And thus Kishore Thukral founded ‘‘Dhangkar Initiative,” a project that seeks to link restoration of the monastery and its associated temples with a livelihood generation programme for the local community. ‘‘Seeing the condition of the structure, located on a 1000-foot-high spur overlooking the confluence of the Spiti and Pin rivers, and its wall paintings and thangkas, I felt that something needed to be done,” says Kishore. ‘‘So after consulting with the monastic and the village communities I started this initiative whereby the thangkas were restored and their replicas made,” he says.

Teaching tools
A thangka is a painted or embroidered Buddhist banner that is hung in a monastery or a family altar, and occasionally carried by monks in ceremonial processions. It is a scroll painting which can be easily rolled and transported. Thangkas have served as important teaching tools depicting the life of the Buddha, various deities, bodhisattvas and historical personalities now deified. There are gods and goddesses, some benign, others wrathful, some universal, others local, almost always represented in one of the five colours of Vajrayana Buddhism — white, green, yellow, red or blue (black, in some cases). What finally differentiates them is their asana (posture), mudra (gesture), and their attributes and accompanying symbols.

Back in Delhi, Kishore along with his friend Sunil Nandrajog set up Tusita Divine Art Pvt. Ltd for the thankga project. ‘‘We believe that ours is a model of responsible business, whereby we give up to 75 per cent of our earnings to the chokhangs or the small temples owned by families, where thangkas are kept,” Kishore says.

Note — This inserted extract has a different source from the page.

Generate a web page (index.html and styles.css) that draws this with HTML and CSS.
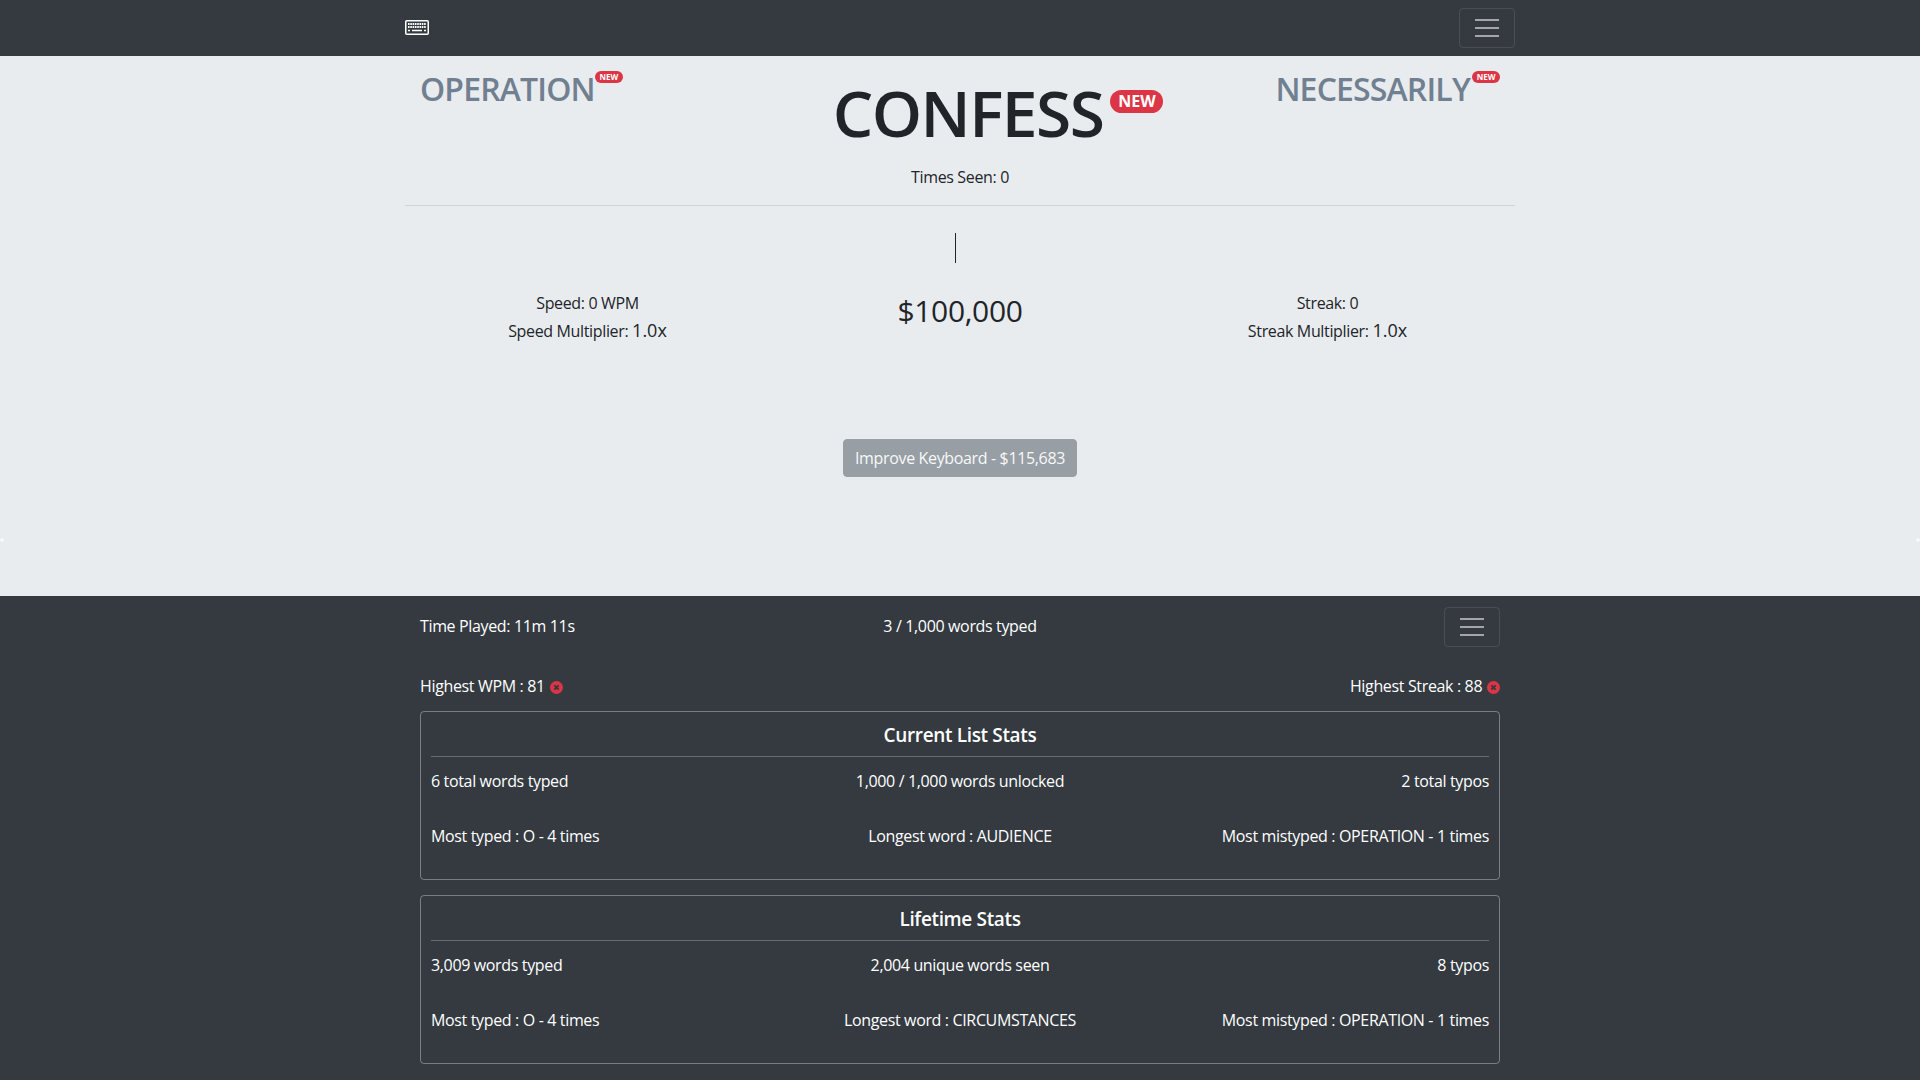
FILE: index.html
```html
<!DOCTYPE html>
<html lang="en">
<head>
    <meta charset="UTF-8">
    <title>Typing Game</title>
    <link rel="stylesheet" href="styles.css">
</head>
<body>
    <nav class="topbar">
        <div class="bar-inner">
            <svg class="brand" width="24" height="15" viewBox="0 0 24 15">
                <rect x="0.75" y="0.75" width="22.5" height="13.5" rx="1" fill="none" stroke="#fff" stroke-width="1.5"/>
                <path d="M3 4h18M3 7h18" fill="none" stroke="#fff" stroke-width="1.8" stroke-dasharray="1.6 .7"/>
                <path d="M3 10.5h2M7 10.5h10M19 10.5h2" stroke="#fff" stroke-width="1.6"/>
            </svg>
            <button class="toggler"><span></span><span></span><span></span></button>
        </div>
    </nav>

    <main class="game">
        <div class="game-inner">
            <div class="words">
                <div class="side-word">OPERATION<span class="badge badge-sm">NEW</span></div>
                <div class="main-word">CONFESS<span class="badge badge-lg">NEW</span></div>
                <div class="side-word">NECESSARILY<span class="badge badge-sm">NEW</span></div>
            </div>
            <p class="seen">Times Seen: 0</p>
            <hr class="rule">
            <div class="caret-row"><span class="caret"></span></div>
            <div class="score-row">
                <div class="score-col">
                    <div>Speed: 0 WPM</div>
                    <div class="multi">Speed Multiplier: <span class="big">1.0x</span></div>
                </div>
                <div class="money">$100,000</div>
                <div class="score-col">
                    <div>Streak: 0</div>
                    <div class="multi">Streak Multiplier: <span class="big">1.0x</span></div>
                </div>
            </div>
            <div class="upgrade-row"><button class="upgrade">Improve Keyboard - $115,683</button></div>
        </div>
        <span class="edge-glow edge-left"></span>
        <span class="edge-glow edge-right"></span>
    </main>

    <section class="stats">
        <div class="stats-inner">
            <div class="stats-head">
                <span class="head-text">Time Played: 11m 11s</span>
                <span class="head-text head-mid">3 / 1,000 words typed</span>
                <button class="toggler"><span></span><span></span><span></span></button>
            </div>
            <div class="highs">
                <span>Highest WPM : 81 <svg class="x-icon" viewBox="0 0 12 12"><circle cx="6" cy="6" r="6" fill="#dc3545"/><path d="M4 4l4 4M8 4l-4 4" stroke="#343a40" stroke-width="1.8"/></svg></span>
                <span>Highest Streak : 88 <svg class="x-icon" viewBox="0 0 12 12"><circle cx="6" cy="6" r="6" fill="#dc3545"/><path d="M4 4l4 4M8 4l-4 4" stroke="#343a40" stroke-width="1.8"/></svg></span>
            </div>
            <div class="card">
                <h5 class="card-title">Current List Stats</h5>
                <div class="card-row">
                    <span>6 total words typed</span>
                    <span>1,000 / 1,000 words unlocked</span>
                    <span>2 total typos</span>
                </div>
                <div class="card-row">
                    <span>Most typed : O - 4 times</span>
                    <span>Longest word : AUDIENCE</span>
                    <span>Most mistyped : OPERATION - 1 times</span>
                </div>
            </div>
            <div class="card">
                <h5 class="card-title">Lifetime Stats</h5>
                <div class="card-row">
                    <span>3,009 words typed</span>
                    <span>2,004 unique words seen</span>
                    <span>8 typos</span>
                </div>
                <div class="card-row">
                    <span>Most typed : O - 4 times</span>
                    <span>Longest word : CIRCUMSTANCES</span>
                    <span>Most mistyped : OPERATION - 1 times</span>
                </div>
            </div>
        </div>
    </section>
</body>
</html>
```

FILE: styles.css
```css
html, body {
    height: 100%;
    overflow: hidden;
}
body {
    margin: 0;
    font-family: "Open Sans", "Noto Sans", Arial, sans-serif;
    font-size: 16px;
    line-height: 24px;
    letter-spacing: -0.35px;
    color: #212529;
    background-color: #343a40;
}
.topbar {
    height: 56px;
    background-color: #343a40;
}
.bar-inner {
    width: 1110px;
    height: 100%;
    margin: 0 auto;
    display: flex;
    align-items: center;
    justify-content: space-between;
}
.brand {
    display: block;
    margin-top: -1px;
}
.toggler {
    display: flex;
    flex-direction: column;
    justify-content: center;
    gap: 6px;
    width: 56px;
    height: 40px;
    padding: 0 15px;
    background: none;
    border: 1px solid rgba(255, 255, 255, 0.1);
    border-radius: 4px;
}
.toggler span {
    display: block;
    height: 2px;
    background-color: rgba(255, 255, 255, 0.55);
}

.game {
    position: relative;
    height: 540px;
    background-color: #e9ecef;
}
.game-inner {
    width: 1110px;
    margin: 0 auto;
}
.words {
    display: flex;
    justify-content: space-between;
    padding: 0 15px;
}
.side-word {
    width: 300px;
    padding-top: 14px;
    font-size: 32px;
    line-height: 38px;
    font-weight: 600;
    letter-spacing: -0.85px;
    color: #708090;
}
.side-word:last-child {
    text-align: right;
}
.side-word:last-child .badge-sm {
    margin-left: 2px;
}
.main-word {
    padding-top: 21px;
    padding-left: 76px;
    font-size: 64px;
    line-height: 72px;
    font-weight: 600;
    letter-spacing: -1.5px;
    color: #212529;
}
.badge {
    display: inline-block;
    vertical-align: top;
    background-color: #dc3545;
    color: #fff;
    font-weight: 700;
    letter-spacing: 0;
    border-radius: 10rem;
    text-align: center;
}
.badge-sm {
    width: 28px;
    height: 12px;
    margin-left: 0;
    margin-top: 1px;
    font-size: 8px;
    line-height: 12px;
}
.badge-lg {
    width: 53px;
    height: 23px;
    margin-left: 7px;
    margin-top: 13px;
    font-size: 16px;
    line-height: 23px;
}
.seen {
    margin: 0;
    padding-top: 16px;
    text-align: center;
    line-height: 24px;
}
.rule {
    margin: 16px 0 0;
    border: 0;
    border-top: 1px solid rgba(0, 0, 0, 0.1);
}
.caret-row {
    display: flex;
    justify-content: center;
    padding-top: 27px;
    height: 30px;
}
.caret {
    display: block;
    width: 1px;
    height: 30px;
    margin-left: -10px;
    background-color: #212529;
}
.score-row {
    display: grid;
    grid-template-columns: 370px 370px 370px;
    padding-top: 28px;
    text-align: center;
}
.score-col {
    height: 56px;
    padding-right: 5px;
}
.multi {
    margin-top: 3px;
}
.big {
    font-size: 18px;
    letter-spacing: 0;
}
.money {
    padding-top: 1px;
    font-size: 30px;
    line-height: 38px;
    font-weight: 500;
}
.upgrade-row {
    display: flex;
    justify-content: center;
    padding-top: 92px;
}
.upgrade {
    height: 38px;
    padding: 0 11px;
    font-family: inherit;
    font-size: 16px;
    letter-spacing: -0.35px;
    color: #fff;
    background-color: #6c757d;
    border: 1px solid #6c757d;
    border-radius: 4px;
    opacity: 0.65;
}
.edge-glow {
    position: absolute;
    top: 482px;
    width: 4px;
    height: 4px;
    background: radial-gradient(circle, #fff, rgba(255, 255, 255, 0));
}
.edge-left {
    left: 0;
}
.edge-right {
    right: 0;
}

.stats {
    color: #fff;
}
.stats-inner {
    width: 1080px;
    margin: 0 auto;
}
.stats-head {
    display: grid;
    grid-template-columns: 1fr 1fr 1fr;
    align-items: center;
    padding-top: 11px;
}
.stats-head .toggler {
    justify-self: end;
}
.head-text {
    margin-top: -2px;
}
.head-mid {
    text-align: center;
}
.highs {
    display: flex;
    justify-content: space-between;
    padding-top: 27px;
}
.x-icon {
    width: 13px;
    height: 13px;
    margin-left: 1px;
    vertical-align: -2px;
}
.card {
    height: 169px;
    box-sizing: border-box;
    margin-top: 13px;
    margin-bottom: 15px;
    padding: 10px;
    border: 1px solid rgba(255, 255, 255, 0.35);
    border-radius: 4px;
}
.card-title {
    margin: 0;
    padding-bottom: 8px;
    border-bottom: 1px solid rgba(255, 255, 255, 0.25);
    text-align: center;
    font-size: 19px;
    font-weight: 600;
    line-height: 26px;
}
.card-row {
    display: grid;
    grid-template-columns: 1fr 1fr 1fr;
    height: 55px;
    padding-top: 12px;
    box-sizing: border-box;
}
.card-row span:nth-child(2) {
    text-align: center;
}
.card-row span:nth-child(3) {
    text-align: right;
}
```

They reproduce on canvas the thangkas that Kishore has photographed over the last several years in these remote chokhangs.  Each thangka is reproduced in six different sizes, on canvas that is imported from Germany. It is then stitched with contemporary fabric, albeit in traditional fashion. When asked about the uniqueness of his conservation project Kishore says while the Archaeological Survey of India takes care of the Tabo monastery, the smaller chokhangs have been left to fend for themselves. ‘‘Spiti usually gets just about two thousand tourists a year, and most of them only do a whistlestop tour of the major monasteries and of Kaza, the sub-divisional headquarters. The chokhangs in the far-flung villages are unknown to the tour operator and well-nigh inaccessible to the outsider, but the rare thangkas hanging in them are breathtakingly beautiful...and seen by none but the locals," says Kishore, who has recently organized an exhibition of the replicas of the colourful scrolls in Delhi. For the young photographer, the first challenge was to reach them and then work out for their conservation as these small temples lack the resources to maintain or carry out any restoration. Now through his efforts Dhangkar was recognized by the World Monuments Fund as one of the hundred most endangered historical sites in the world for the period 2006-2007.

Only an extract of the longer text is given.